Wednesday, September 14, 2022

R. Kelly Verdict is Near


Closing arguments have been delivered in R. Kelly's Chicago child pornography and obstruction of justice trial and the jury has begun deliberating...

From NPR
Jurors began deliberating Tuesday at R. Kelly's federal trial in Chicago, sorting through a month of evidence and arguments on charges accusing the singer of producing child pornography, enticing minors for sex and rigging his 2008 child porn trial.
Standing at a podium a few feet in front of jurors, Kelly attorney Jennifer Bonjean told jurors in her closing earlier Tuesday that key government witnesses were admitted liars who testified with immunity to ensure they couldn't be charged.
At times sounding indignant and raising her voice, Bonjean likened their testimony and other evidence to a cockroach and the government's case to a bowl of soup.
If a cockroach falls into soup, she said, "you don't just pull out the cockroach and eat the rest of the soup.
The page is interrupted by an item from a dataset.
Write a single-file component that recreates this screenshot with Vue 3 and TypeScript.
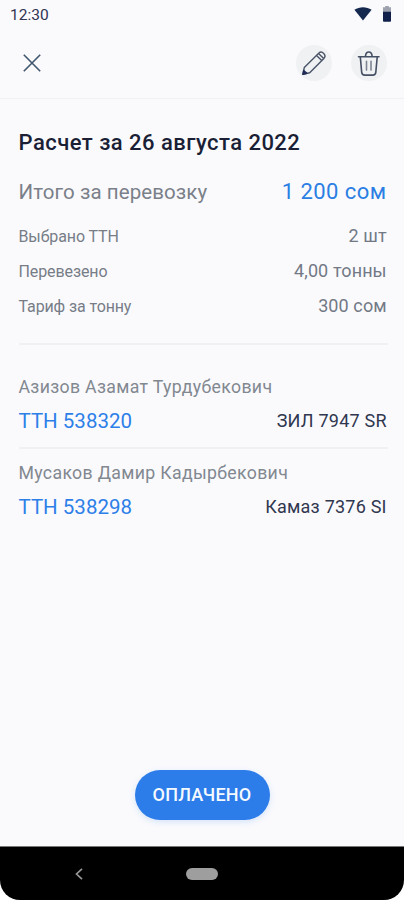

You throw out the whole soup," said told jurors. She said of the prosecution's case: "There are just too many cockroaches."
Delivering the government's rebuttal after Bonjean's closing, prosecutor Jeannice Appenteng told jurors to remember the girls and women Kelly allegedly abused.
"When you are in the quiet of the jury room, consider the evidence in light of who is at the center of this case. Kelly's victims: Jane, Nia, Pauline, Tracy and Brittany," Appenteng said, referring to five Kelly accusers named in charging documents by their pseudonyms or first names.
Four of them testified. Brittany did not.
The prosecutor also pointed to testimony that as Kelly's fame boomed in the mid-1990s, his staff and associates increasingly geared everything they did to what Kelly wanted.
"And ladies and gentlemen, what R. Kelly wanted was to have sex with young girls," she said.